**Aim:**
Begin with the first line below and retype each line exactly through the line containing "FaUser, FaPlus, FaRegEdit". Any pictures are to be left out.

**Dataset extract:**
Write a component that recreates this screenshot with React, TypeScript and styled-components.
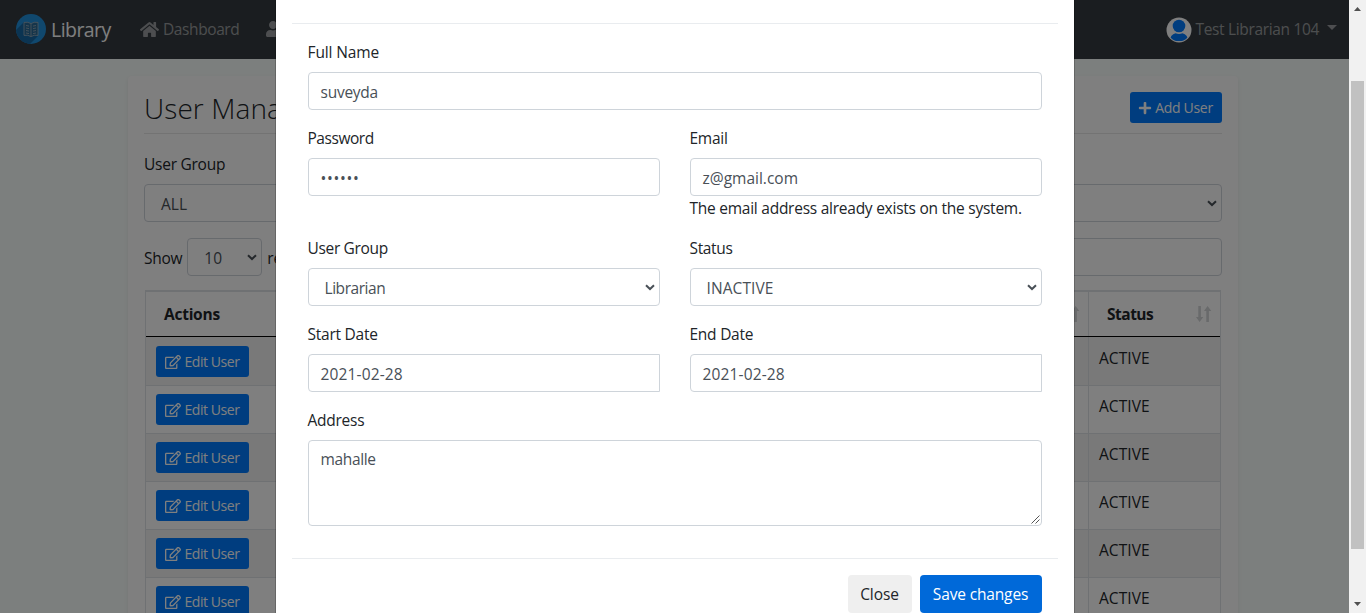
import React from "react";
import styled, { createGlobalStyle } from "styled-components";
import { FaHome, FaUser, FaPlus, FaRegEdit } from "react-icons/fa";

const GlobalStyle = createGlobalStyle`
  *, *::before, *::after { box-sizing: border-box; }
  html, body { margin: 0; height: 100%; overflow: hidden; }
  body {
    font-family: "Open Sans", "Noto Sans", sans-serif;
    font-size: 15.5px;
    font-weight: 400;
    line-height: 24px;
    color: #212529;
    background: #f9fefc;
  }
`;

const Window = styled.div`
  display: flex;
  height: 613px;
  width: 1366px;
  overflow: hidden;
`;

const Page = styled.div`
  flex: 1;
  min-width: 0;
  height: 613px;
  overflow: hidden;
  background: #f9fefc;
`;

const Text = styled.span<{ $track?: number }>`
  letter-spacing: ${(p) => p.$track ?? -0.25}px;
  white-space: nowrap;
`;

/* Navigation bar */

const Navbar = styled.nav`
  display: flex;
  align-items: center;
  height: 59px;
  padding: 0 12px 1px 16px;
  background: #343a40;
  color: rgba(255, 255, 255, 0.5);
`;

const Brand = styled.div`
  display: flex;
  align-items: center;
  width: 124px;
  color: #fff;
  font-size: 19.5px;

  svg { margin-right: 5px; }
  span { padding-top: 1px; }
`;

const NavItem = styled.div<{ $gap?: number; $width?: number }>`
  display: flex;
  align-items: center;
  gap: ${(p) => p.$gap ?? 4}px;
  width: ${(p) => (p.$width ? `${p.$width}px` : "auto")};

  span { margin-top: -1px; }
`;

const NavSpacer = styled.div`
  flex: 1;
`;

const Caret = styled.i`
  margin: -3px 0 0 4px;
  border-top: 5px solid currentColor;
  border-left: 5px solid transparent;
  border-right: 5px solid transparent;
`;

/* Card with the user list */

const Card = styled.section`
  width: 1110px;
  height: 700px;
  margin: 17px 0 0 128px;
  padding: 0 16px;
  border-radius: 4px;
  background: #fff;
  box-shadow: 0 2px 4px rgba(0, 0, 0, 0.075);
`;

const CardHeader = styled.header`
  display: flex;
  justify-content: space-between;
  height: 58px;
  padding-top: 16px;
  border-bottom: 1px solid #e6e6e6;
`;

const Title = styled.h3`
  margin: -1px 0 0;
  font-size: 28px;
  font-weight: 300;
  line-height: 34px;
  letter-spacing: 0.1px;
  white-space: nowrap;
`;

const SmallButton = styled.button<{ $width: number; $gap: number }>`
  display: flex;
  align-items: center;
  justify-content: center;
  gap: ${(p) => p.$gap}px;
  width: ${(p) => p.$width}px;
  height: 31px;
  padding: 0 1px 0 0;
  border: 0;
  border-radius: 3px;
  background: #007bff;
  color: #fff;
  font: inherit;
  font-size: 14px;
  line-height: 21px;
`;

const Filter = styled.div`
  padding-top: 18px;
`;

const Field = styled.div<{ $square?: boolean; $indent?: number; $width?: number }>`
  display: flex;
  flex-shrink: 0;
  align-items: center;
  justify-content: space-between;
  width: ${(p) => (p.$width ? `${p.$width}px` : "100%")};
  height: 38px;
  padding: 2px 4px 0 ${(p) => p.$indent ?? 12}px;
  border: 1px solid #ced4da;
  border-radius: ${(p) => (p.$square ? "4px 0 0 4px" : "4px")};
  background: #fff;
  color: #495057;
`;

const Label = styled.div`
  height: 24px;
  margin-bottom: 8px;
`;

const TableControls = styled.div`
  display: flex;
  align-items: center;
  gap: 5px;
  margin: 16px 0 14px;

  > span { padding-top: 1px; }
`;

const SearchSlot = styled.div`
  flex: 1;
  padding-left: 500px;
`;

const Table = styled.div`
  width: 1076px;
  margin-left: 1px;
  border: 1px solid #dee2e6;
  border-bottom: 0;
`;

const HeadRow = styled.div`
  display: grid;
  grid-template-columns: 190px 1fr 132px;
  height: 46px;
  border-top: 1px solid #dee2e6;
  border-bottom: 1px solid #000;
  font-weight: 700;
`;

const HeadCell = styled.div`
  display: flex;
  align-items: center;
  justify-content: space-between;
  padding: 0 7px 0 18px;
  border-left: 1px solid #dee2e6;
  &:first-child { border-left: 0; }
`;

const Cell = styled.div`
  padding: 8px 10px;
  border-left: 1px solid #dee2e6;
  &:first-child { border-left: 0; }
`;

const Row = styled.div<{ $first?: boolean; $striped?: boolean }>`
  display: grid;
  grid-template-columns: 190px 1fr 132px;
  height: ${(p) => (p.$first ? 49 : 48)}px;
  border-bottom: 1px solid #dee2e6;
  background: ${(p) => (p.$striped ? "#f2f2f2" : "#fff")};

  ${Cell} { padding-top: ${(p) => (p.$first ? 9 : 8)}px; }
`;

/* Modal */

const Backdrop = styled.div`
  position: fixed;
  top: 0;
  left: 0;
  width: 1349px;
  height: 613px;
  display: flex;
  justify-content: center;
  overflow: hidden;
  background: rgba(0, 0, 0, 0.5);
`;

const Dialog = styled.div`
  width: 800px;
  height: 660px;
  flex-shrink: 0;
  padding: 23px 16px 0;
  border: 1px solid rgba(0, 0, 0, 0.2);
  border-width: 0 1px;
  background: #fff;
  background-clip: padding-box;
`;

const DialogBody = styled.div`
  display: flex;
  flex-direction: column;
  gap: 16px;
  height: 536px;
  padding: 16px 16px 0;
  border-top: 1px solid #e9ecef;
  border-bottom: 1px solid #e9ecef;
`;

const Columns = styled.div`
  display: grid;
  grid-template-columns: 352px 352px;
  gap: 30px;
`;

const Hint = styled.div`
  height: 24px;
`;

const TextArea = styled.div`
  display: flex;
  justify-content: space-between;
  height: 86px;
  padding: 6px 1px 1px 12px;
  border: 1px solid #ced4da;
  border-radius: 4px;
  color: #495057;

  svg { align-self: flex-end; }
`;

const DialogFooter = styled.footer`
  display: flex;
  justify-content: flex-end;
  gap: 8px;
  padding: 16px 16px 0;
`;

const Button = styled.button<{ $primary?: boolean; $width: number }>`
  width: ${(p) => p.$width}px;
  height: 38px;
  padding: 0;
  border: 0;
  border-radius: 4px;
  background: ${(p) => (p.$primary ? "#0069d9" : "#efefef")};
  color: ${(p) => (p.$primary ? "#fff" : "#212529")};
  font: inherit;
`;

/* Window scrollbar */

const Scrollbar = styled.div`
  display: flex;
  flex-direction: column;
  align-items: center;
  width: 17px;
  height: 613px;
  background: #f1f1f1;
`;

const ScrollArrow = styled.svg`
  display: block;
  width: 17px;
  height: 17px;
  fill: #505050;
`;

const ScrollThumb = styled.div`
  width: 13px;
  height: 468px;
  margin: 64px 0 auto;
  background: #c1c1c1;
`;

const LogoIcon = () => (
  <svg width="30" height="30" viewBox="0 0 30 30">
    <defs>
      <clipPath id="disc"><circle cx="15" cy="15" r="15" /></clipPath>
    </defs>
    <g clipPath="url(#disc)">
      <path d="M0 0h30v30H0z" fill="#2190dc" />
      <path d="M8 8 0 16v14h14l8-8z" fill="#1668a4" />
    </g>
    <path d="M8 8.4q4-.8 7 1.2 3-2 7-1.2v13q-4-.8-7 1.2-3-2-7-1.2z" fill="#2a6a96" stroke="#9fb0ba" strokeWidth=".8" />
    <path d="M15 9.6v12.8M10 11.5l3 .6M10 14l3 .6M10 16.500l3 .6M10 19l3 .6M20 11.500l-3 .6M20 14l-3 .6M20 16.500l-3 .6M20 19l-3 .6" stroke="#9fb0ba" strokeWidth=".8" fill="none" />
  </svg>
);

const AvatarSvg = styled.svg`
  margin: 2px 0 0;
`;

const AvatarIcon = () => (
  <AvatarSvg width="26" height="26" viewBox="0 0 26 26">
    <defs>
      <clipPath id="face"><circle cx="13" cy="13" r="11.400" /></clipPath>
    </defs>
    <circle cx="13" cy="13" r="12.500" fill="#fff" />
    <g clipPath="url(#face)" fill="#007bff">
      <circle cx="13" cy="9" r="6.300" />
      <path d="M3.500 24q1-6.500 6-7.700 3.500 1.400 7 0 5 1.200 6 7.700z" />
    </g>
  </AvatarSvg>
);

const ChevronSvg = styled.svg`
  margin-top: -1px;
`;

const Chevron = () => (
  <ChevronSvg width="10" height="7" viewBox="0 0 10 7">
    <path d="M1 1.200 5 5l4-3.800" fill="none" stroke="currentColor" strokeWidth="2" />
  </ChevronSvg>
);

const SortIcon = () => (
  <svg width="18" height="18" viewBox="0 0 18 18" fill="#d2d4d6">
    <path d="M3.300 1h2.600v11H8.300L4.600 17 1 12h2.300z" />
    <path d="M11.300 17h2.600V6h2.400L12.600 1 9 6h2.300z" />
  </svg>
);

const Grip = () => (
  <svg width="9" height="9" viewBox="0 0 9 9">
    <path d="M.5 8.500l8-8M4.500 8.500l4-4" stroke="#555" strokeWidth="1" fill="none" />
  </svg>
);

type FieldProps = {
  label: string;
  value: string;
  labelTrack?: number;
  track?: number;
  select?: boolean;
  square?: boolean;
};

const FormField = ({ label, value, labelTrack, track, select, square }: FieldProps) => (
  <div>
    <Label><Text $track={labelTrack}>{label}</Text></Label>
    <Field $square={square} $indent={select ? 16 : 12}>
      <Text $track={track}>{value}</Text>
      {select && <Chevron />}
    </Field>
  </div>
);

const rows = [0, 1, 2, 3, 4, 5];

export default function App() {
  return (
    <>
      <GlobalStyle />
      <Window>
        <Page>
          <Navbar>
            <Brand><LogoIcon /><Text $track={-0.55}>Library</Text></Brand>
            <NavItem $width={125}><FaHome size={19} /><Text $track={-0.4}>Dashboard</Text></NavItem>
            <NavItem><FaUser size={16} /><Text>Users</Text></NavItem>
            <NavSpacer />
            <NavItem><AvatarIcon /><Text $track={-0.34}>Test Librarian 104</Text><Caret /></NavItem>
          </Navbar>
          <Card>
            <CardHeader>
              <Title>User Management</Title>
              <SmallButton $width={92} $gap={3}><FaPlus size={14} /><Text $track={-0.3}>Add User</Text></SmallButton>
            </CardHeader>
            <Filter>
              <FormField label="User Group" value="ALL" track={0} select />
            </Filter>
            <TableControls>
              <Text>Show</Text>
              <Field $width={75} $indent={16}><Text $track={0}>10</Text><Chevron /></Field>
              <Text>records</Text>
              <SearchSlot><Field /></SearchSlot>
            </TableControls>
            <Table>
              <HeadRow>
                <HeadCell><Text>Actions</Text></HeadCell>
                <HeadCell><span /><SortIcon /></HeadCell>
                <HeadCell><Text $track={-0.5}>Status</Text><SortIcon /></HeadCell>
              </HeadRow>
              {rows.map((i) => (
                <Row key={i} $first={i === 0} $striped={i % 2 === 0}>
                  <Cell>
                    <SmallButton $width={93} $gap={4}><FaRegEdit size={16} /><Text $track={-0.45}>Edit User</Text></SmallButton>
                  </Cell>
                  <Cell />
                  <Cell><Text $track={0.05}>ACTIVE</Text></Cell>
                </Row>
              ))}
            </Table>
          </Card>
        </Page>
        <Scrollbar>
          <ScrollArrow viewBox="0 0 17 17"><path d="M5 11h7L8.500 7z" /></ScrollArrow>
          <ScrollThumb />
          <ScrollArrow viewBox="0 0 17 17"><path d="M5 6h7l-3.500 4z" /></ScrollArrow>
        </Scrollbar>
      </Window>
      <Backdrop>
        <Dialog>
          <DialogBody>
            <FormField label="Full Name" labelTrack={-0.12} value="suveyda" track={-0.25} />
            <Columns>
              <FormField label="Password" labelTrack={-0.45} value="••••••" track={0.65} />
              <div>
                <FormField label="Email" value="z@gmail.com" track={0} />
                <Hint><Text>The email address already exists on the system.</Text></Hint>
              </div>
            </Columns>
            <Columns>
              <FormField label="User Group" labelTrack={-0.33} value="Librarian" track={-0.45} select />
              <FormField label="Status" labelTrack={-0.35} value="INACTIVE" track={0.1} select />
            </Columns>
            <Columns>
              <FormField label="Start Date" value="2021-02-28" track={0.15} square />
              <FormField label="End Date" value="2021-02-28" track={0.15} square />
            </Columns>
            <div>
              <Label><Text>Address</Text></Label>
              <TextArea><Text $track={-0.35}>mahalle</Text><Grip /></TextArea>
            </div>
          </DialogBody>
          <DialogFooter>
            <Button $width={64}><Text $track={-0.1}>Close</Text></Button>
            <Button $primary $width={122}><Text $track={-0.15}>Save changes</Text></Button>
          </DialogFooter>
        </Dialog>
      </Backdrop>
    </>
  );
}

**Result for this exercise:**
Write a component that recreates this screenshot with React, TypeScript and styled-components.
import React from "react";
import styled, { createGlobalStyle } from "styled-components";
import { FaHome, FaUser, FaPlus, FaRegEdit } from "react-icons/fa";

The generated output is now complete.